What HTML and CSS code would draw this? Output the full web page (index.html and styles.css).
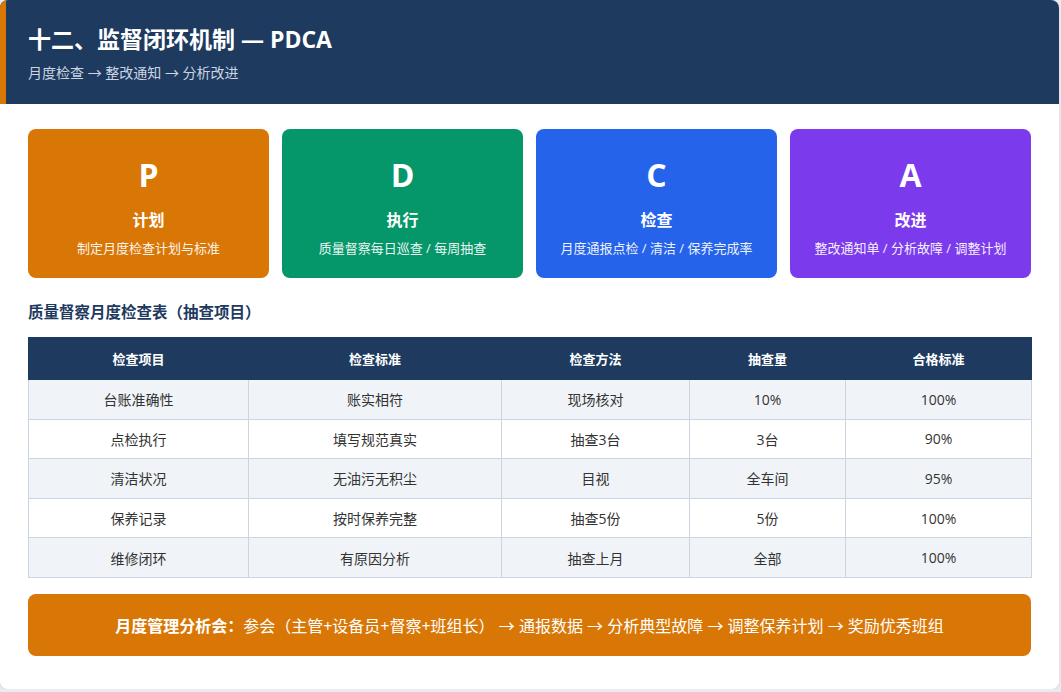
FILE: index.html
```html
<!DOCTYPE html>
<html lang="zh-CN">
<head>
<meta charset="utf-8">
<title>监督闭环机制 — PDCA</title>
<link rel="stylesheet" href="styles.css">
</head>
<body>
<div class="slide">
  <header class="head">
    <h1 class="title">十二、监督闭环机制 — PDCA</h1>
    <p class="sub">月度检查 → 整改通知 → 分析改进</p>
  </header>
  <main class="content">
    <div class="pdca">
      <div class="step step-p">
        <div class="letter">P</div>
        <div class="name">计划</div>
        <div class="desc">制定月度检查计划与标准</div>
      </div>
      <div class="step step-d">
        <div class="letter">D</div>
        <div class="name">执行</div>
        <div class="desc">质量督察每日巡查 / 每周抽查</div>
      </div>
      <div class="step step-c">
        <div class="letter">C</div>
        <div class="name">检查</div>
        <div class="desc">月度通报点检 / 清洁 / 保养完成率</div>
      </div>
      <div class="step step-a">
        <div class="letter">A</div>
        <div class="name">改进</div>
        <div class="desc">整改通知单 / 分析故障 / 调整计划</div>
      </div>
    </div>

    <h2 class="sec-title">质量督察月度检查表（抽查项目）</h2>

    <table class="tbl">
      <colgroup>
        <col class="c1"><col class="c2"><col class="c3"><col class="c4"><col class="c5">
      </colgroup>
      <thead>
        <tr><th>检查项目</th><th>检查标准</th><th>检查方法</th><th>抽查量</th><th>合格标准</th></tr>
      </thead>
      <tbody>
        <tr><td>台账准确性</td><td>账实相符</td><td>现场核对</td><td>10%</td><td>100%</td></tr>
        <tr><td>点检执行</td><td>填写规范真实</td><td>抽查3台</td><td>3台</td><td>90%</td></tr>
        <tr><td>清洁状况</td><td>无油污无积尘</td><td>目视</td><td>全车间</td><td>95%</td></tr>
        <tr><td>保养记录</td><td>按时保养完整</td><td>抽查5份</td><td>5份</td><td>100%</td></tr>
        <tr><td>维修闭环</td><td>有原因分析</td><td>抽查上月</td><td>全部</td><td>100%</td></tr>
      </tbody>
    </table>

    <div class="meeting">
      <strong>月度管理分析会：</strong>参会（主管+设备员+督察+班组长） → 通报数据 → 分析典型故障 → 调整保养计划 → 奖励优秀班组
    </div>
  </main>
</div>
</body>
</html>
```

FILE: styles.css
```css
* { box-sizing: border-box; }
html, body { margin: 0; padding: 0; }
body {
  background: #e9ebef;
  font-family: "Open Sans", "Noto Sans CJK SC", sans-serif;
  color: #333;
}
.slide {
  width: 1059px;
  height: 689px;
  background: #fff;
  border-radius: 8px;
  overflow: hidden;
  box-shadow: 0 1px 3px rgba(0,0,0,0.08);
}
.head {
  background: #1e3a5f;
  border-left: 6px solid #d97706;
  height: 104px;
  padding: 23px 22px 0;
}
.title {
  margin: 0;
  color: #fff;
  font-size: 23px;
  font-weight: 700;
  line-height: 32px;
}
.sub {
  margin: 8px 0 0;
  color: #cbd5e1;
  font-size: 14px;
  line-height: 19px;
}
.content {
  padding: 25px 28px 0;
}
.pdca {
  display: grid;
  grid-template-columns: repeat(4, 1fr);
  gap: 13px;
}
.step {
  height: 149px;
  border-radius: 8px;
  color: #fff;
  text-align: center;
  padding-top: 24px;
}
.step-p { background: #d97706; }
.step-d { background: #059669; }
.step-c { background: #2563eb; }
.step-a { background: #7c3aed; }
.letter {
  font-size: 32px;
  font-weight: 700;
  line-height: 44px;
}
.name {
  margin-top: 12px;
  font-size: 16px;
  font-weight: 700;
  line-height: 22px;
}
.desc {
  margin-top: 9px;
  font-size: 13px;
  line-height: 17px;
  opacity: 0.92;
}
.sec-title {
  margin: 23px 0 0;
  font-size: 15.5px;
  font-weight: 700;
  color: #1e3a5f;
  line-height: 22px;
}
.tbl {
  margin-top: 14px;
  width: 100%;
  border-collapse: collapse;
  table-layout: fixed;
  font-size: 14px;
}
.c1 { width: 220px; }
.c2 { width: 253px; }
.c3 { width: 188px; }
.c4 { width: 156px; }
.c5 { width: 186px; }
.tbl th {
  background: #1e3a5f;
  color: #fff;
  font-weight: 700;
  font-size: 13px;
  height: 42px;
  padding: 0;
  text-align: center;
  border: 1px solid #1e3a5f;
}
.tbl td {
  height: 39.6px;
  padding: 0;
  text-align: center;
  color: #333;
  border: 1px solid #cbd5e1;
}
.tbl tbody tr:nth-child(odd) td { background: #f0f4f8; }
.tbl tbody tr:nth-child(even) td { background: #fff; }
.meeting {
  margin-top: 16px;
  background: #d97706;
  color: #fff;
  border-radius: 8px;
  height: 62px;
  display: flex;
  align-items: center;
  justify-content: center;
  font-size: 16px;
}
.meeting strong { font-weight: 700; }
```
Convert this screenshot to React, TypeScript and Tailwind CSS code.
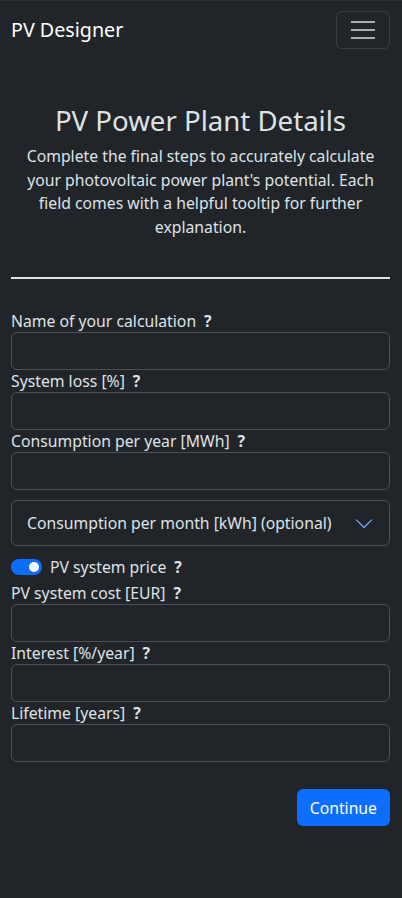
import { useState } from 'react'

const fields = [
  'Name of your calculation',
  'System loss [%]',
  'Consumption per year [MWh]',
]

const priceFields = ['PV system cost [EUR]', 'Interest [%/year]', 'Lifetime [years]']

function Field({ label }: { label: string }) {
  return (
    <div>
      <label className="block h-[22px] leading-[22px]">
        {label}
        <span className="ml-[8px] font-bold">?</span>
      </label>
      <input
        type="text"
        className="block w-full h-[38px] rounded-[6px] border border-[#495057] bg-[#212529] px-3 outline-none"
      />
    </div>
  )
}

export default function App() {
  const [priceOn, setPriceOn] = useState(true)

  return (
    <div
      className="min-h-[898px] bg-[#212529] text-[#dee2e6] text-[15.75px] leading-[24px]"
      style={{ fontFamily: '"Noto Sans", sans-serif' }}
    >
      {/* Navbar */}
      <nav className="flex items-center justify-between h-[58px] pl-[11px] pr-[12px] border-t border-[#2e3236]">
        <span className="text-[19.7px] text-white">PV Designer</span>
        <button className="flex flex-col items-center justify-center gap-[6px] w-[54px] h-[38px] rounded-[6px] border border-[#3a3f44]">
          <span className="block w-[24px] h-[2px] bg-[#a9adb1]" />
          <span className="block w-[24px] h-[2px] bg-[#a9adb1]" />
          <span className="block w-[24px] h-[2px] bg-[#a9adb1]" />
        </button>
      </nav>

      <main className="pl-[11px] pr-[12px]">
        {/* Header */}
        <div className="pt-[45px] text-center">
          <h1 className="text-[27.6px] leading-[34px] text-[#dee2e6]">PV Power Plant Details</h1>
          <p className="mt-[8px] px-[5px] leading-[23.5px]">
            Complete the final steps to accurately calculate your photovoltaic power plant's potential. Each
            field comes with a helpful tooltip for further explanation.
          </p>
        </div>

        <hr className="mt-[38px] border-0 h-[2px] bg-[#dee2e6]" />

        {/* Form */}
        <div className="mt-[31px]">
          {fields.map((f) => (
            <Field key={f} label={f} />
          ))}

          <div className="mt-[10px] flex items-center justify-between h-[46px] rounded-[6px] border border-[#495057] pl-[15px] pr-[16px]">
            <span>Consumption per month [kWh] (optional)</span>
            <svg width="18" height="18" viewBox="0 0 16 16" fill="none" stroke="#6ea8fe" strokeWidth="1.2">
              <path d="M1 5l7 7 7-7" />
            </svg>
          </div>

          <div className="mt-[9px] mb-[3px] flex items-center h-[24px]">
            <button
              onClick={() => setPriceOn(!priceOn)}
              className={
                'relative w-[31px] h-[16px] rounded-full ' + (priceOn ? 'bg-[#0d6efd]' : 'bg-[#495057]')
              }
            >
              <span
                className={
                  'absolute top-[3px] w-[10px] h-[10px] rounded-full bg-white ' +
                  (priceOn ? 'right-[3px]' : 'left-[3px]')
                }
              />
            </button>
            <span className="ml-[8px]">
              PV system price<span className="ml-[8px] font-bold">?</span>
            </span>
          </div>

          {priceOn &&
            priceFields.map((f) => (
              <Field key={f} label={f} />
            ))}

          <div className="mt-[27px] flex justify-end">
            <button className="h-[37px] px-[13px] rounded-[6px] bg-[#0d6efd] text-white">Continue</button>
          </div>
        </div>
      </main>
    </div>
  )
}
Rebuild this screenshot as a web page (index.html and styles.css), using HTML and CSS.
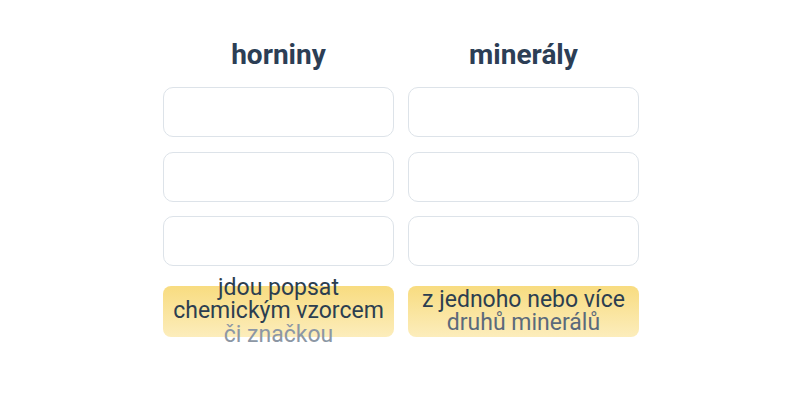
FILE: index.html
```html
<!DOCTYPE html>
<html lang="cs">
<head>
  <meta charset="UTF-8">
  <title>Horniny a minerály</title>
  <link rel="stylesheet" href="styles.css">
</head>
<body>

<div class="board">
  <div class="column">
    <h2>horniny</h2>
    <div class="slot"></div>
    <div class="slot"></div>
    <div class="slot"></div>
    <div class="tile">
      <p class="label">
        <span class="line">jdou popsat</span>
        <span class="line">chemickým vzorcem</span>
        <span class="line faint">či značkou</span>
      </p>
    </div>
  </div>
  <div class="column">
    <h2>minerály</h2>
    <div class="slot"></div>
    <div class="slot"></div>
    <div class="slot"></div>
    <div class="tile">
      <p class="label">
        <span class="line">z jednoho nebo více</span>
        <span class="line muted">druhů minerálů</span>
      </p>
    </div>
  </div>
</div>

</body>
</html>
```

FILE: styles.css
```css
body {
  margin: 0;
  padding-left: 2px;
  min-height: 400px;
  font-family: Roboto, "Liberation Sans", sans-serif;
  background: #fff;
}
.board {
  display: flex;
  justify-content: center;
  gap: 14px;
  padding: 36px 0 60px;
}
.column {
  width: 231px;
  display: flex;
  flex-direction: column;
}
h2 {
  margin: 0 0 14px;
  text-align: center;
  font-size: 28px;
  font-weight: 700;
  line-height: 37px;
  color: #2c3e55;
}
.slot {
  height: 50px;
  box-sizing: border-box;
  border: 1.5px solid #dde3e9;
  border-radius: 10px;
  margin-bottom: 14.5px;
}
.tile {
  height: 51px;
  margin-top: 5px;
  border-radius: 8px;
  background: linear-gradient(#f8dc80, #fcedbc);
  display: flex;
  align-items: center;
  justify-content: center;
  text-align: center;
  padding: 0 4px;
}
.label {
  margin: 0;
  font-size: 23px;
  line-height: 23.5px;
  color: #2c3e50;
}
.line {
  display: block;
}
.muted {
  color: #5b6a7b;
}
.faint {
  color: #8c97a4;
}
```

§ **Exercise objective**: Between the line with "Convert this screenshot" and the line with "const [priceOn, setPriceOn]", ends included, lies the span to copy exactly; copy nothing else and leave out the pictures.

§ **Solution for this task**:
Convert this screenshot to React, TypeScript and Tailwind CSS code.
import { useState } from 'react'

const fields = [
  'Name of your calculation',
  'System loss [%]',
  'Consumption per year [MWh]',
]

const priceFields = ['PV system cost [EUR]', 'Interest [%/year]', 'Lifetime [years]']

function Field({ label }: { label: string }) {
  return (
    <div>
      <label className="block h-[22px] leading-[22px]">
        {label}
        <span className="ml-[8px] font-bold">?</span>
      </label>
      <input
        type="text"
        className="block w-full h-[38px] rounded-[6px] border border-[#495057] bg-[#212529] px-3 outline-none"
      />
    </div>
  )
}

export default function App() {
  const [priceOn, setPriceOn] = useState(true)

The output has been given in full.